--- Start of INFORMATION GIVEN ---

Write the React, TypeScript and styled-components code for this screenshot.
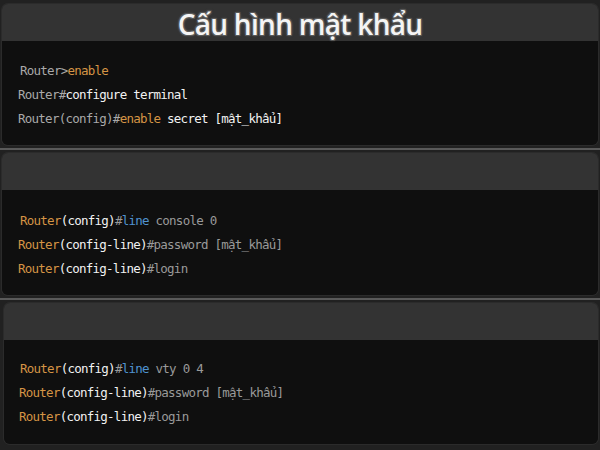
import React from "react";
import styled, { createGlobalStyle } from "styled-components";

const Global = createGlobalStyle`
  html, body { margin: 0; padding: 0; background: #212121; }
  body { width: 600px; height: 450px; overflow: hidden; }
`;

const Page = styled.div`
  width: 600px;
  height: 450px;
  display: flex;
  flex-direction: column;
  background: #212121;
  padding-top: 4px;
  box-sizing: border-box;
`;

const Panel = styled.section<{ $left: number; $h: number }>`
  margin: 0 2px 0 ${(p) => p.$left}px;
  height: ${(p) => p.$h}px;
  display: flex;
  flex-direction: column;
  border-radius: 6px;
  overflow: hidden;
  box-shadow: 0 0 0 1px #2b2b2b;
`;

const Header = styled.header`
  height: 37px;
  flex: none;
  background: #333333;
  display: flex;
  align-items: center;
  justify-content: center;
`;

const Title = styled.h1`
  margin: 0;
  font-family: "Open Sans", "Noto Sans", sans-serif;
  font-weight: 600;
  font-size: 28px;
  letter-spacing: -0.7px;
  color: #f4f4f4;
  line-height: 1;
  transform: translateY(1px);
  text-shadow: -1px -1px 0 #5a5a5a, 1px -1px 0 #5a5a5a, -1px 1px 0 #5a5a5a,
    1px 1px 0 #5a5a5a, 0 0 3px #777;
`;

const Body = styled.div<{ $top: number; $indent: number }>`
  flex: 1;
  background: #0f0f0f;
  padding: ${(p) => p.$top}px 0 0 ${(p) => p.$indent}px;
  display: flex;
  flex-direction: column;
`;

const Line = styled.div<{ $shift?: number }>`
  font-family: "DejaVu Sans Mono", "Liberation Mono", monospace;
  font-size: 12.5px;
  letter-spacing: -0.75px;
  line-height: 24px;
  height: 24px;
  white-space: pre;
  color: #e8e8e8;
  padding-left: ${(p) => p.$shift ?? 0}px;
`;

type Tone = "gray" | "orange" | "white" | "blue" | "dim";
const tones: Record<Tone, string> = {
  gray: "#a9a9a9",
  orange: "#d59445",
  white: "#f2f2f2",
  blue: "#4f93cf",
  dim: "#9a9a9a",
};

const Tok = styled.span<{ $t: Tone }>`
  color: ${(p) => tones[p.$t]};
`;

const Divider = styled.div`
  height: 2px;
  background: #5a5a5a;
  margin: 3px 0 3px;
  flex: none;
`;

export default function App() {
  return (
    <>
      <Global />
      <Page>
        <Panel $left={2} $h={141}>
          <Header>
            <Title>Cấu hình mật khẩu</Title>
          </Header>
          <Body $top={18} $indent={16}>
            <Line $shift={2}>
              <Tok $t="gray">Router&gt;</Tok>
              <Tok $t="orange">enable</Tok>
            </Line>
            <Line>
              <Tok $t="gray">Router#</Tok>
              <Tok $t="white">configure terminal</Tok>
            </Line>
            <Line>
              <Tok $t="gray">Router(config)#</Tok>
              <Tok $t="orange">enable</Tok>
              <Tok $t="white"> secret [mật_khẩu]</Tok>
            </Line>
          </Body>
        </Panel>
        <Divider />
        <Panel $left={2} $h={142}>
          <Header />
          <Body $top={19} $indent={16}>
            <Line $shift={2}>
              <Tok $t="orange">Router</Tok>
              <Tok $t="white">(config)</Tok>
              <Tok $t="dim">#</Tok>
              <Tok $t="blue">line</Tok>
              <Tok $t="dim"> console 0</Tok>
            </Line>
            <Line>
              <Tok $t="orange">Router</Tok>
              <Tok $t="white">(config-line)</Tok>
              <Tok $t="dim">#password [mật_khẩu]</Tok>
            </Line>
            <Line>
              <Tok $t="orange">Router</Tok>
              <Tok $t="white">(config-line)</Tok>
              <Tok $t="dim">#login</Tok>
            </Line>
          </Body>
        </Panel>
        <Divider />
        <Panel $left={4} $h={141}>
          <Header />
          <Body $top={17} $indent={15}>
            <Line $shift={1}>
              <Tok $t="orange">Router</Tok>
              <Tok $t="white">(config)</Tok>
              <Tok $t="dim">#</Tok>
              <Tok $t="blue">line</Tok>
              <Tok $t="dim"> vty 0 4</Tok>
            </Line>
            <Line>
              <Tok $t="orange">Router</Tok>
              <Tok $t="white">(config-line)</Tok>
              <Tok $t="dim">#password [mật_khẩu]</Tok>
            </Line>
            <Line>
              <Tok $t="orange">Router</Tok>
              <Tok $t="white">(config-line)</Tok>
              <Tok $t="dim">#login</Tok>
            </Line>
          </Body>
        </Panel>
      </Page>
    </>
  );
}
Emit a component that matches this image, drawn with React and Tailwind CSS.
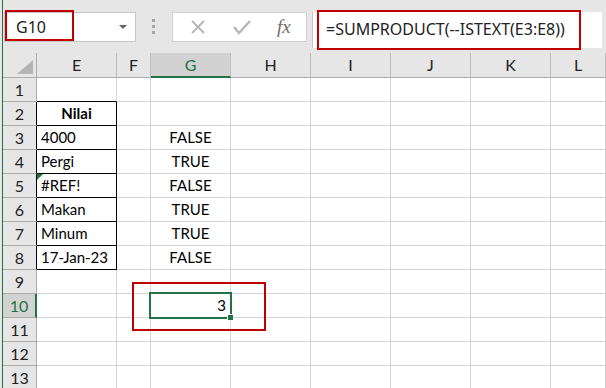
import React from 'react';

const cols = [
  { k: 'E', w: 'w-[80px]' },
  { k: 'F', w: 'w-[34px]' },
  { k: 'G', w: 'w-[80px]' },
  { k: 'H', w: 'w-[80px]' },
  { k: 'I', w: 'w-[80px]' },
  { k: 'J', w: 'w-[80px]' },
  { k: 'K', w: 'w-[80px]' },
  { k: 'L', w: 'flex-1' },
];

const data = {
  2: { E: 'Nilai' },
  3: { E: '4000', G: 'FALSE' },
  4: { E: 'Pergi', G: 'TRUE' },
  5: { E: '#REF!', G: 'FALSE' },
  6: { E: 'Makan', G: 'TRUE' },
  7: { E: 'Minum', G: 'TRUE' },
  8: { E: '17-Jan-23', G: 'FALSE' },
  10: { G: '3' },
};

const rows = [1, 2, 3, 4, 5, 6, 7, 8, 9, 10, 11, 12, 13];

const Cell = ({ col, row }) => {
  const v = data[row]?.[col.k];
  const boxed = col.k === 'E' && row >= 2 && row <= 8;
  let cls = `${col.w} shrink-0 h-full border-r border-b flex items-center px-[4px] relative `;
  if (boxed) cls += 'border-r-black border-b-black ';
  else if (col.k === 'E' && row === 1) cls += 'border-r-[#d4d4d4] border-b-black ';
  else cls += 'border-[#d4d4d4] ';
  if (row === 2) cls += 'justify-center font-bold ';
  else if (col.k === 'G' && row === 10) cls += 'justify-end ';
  else if (col.k === 'G') cls += 'justify-center ';
  return (
    <div className={cls}>
      {row === 5 && col.k === 'E' && (
        <div className="absolute left-0 top-0 w-0 h-0 border-t-[6px] border-t-[#1e7b34] border-r-[6px] border-r-transparent" />
      )}
      {v}
    </div>
  );
};

export default function App() {
  return (
    <div className="relative w-[606px] h-[388px] overflow-hidden flex bg-white text-black" style={{ fontFamily: 'Lato, "Open Sans", sans-serif' }}>
      <div className="w-[2px] bg-[#e6e6e6]" />
      <div className="w-[1px] bg-[#217346]" />
      <div className="flex-1 flex flex-col">
        {/* formula bar */}
        <div className="h-[53px] shrink-0 bg-[#e6e6e6] flex items-start pt-[12px] pl-[1px]">
          <div className="w-[132px] h-[30px] bg-white border border-[#c6c6c6] flex items-center pl-[11px] pr-[8px] text-[16px] text-[#222]" style={{ fontFamily: '"Noto Sans", sans-serif' }}>
            <span className="flex-1">G10</span>
            <div className="w-0 h-0 border-l-[4px] border-r-[4px] border-t-[4px] border-l-transparent border-r-transparent border-t-[#666]" />
          </div>
          <div className="ml-[16px] mt-[7px] flex flex-col gap-[3px]">
            <div className="w-[3px] h-[3px] bg-[#a6a6a6]" />
            <div className="w-[3px] h-[3px] bg-[#a6a6a6]" />
            <div className="w-[3px] h-[3px] bg-[#a6a6a6]" />
          </div>
          <div className="ml-[17px] w-[135px] h-[30px] bg-white border border-[#d0d0d0] flex items-center">
            <svg className="ml-[17px]" width="16" height="16" viewBox="0 0 16 16">
              <path d="M2 2 L14 14 M14 2 L2 14" stroke="#b5b5b5" strokeWidth="1.8" fill="none" />
            </svg>
            <svg className="ml-[27px]" width="18" height="16" viewBox="0 0 18 16">
              <path d="M1 8 L6 14 L17 2" stroke="#b5b5b5" strokeWidth="2.4" fill="none" />
            </svg>
            <span className="ml-[26px] italic text-[19px] text-[#6b6b6b]" style={{ fontFamily: '"Liberation Serif", serif' }}>fx</span>
          </div>
          <div className="ml-[5px] w-[290px] h-[36px] bg-white border-l border-[#c6c6c6] flex items-center pl-[13px] pb-[3px] text-[16px] text-[#222]" style={{ fontFamily: '"Noto Sans", sans-serif' }}>
            =SUMPRODUCT(--ISTEXT(E3:E8))
          </div>
        </div>
        {/* column headers */}
        <div className="h-[25px] shrink-0 flex bg-[#e6e6e6] text-[16px] text-[#222]">
          <div className="w-[34px] shrink-0 h-full border-r border-b border-[#ababab] relative">
            <div className="absolute right-[3px] bottom-[3px] w-0 h-0 border-l-[16px] border-l-transparent border-b-[14px] border-b-[#b4b4b4]" />
          </div>
          {cols.map((c) => (
            <div
              key={c.k}
              className={`${c.w} shrink-0 h-full flex items-center justify-center border-r border-[#bdbdbd] ${c.k === 'G' ? 'bg-[#d2d2d2] text-[#217346] border-b-2 border-b-[#217346]' : 'border-b border-b-[#ababab]'}`}
            >
              {c.k}
            </div>
          ))}
        </div>
        {/* rows */}
        {rows.map((r) => (
          <div key={r} className="h-[24px] shrink-0 flex text-[15px]">
            <div
              className={`w-[34px] shrink-0 h-full flex items-center justify-center text-[16px] border-b border-[#ababab] ${r === 10 ? 'bg-[#d2d2d2] text-[#217346] border-r-2 border-r-[#217346]' : 'bg-[#e6e6e6] text-[#222]'} ${r >= 2 && r <= 8 ? 'border-r border-r-black' : r !== 10 ? 'border-r border-r-[#ababab]' : ''}`}
            >
              {r}
            </div>
            {cols.map((c) => (
              <Cell key={c.k} col={c} row={r} />
            ))}
          </div>
        ))}
      </div>

      {/* red callouts */}
      <div className="absolute left-[5px] top-[10px] w-[69px] h-[31px] border-2 border-[#c00000]" />
      <div className="absolute left-[317px] top-[10px] w-[264px] h-[40px] border-2 border-[#c00000]" />
      <div className="absolute left-[132px] top-[282px] w-[134px] h-[49px] border-2 border-[#c00000]" />
      {/* active cell */}
      <div className="absolute left-[149px] top-[292px] w-[83px] h-[27px] border-2 border-[#217346]" />
      <div className="absolute left-[227px] top-[314px] w-[7px] h-[7px] bg-[#217346] border border-white" />
    </div>
  );
}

--- End of INFORMATION GIVEN ---

• _GOAL_:
Where a line above contains the word "styled", copy that line.

• _WRITTEN RESPONSE_:
Write the React, TypeScript and styled-components code for this screenshot.
import styled, { createGlobalStyle } from "styled-components";
const Page = styled.div`
const Panel = styled.section<{ $left: number; $h: number }>`
const Header = styled.header`
const Title = styled.h1`
const Body = styled.div<{ $top: number; $indent: number }>`
const Line = styled.div<{ $shift?: number }>`
const Tok = styled.span<{ $t: Tone }>`
const Divider = styled.div`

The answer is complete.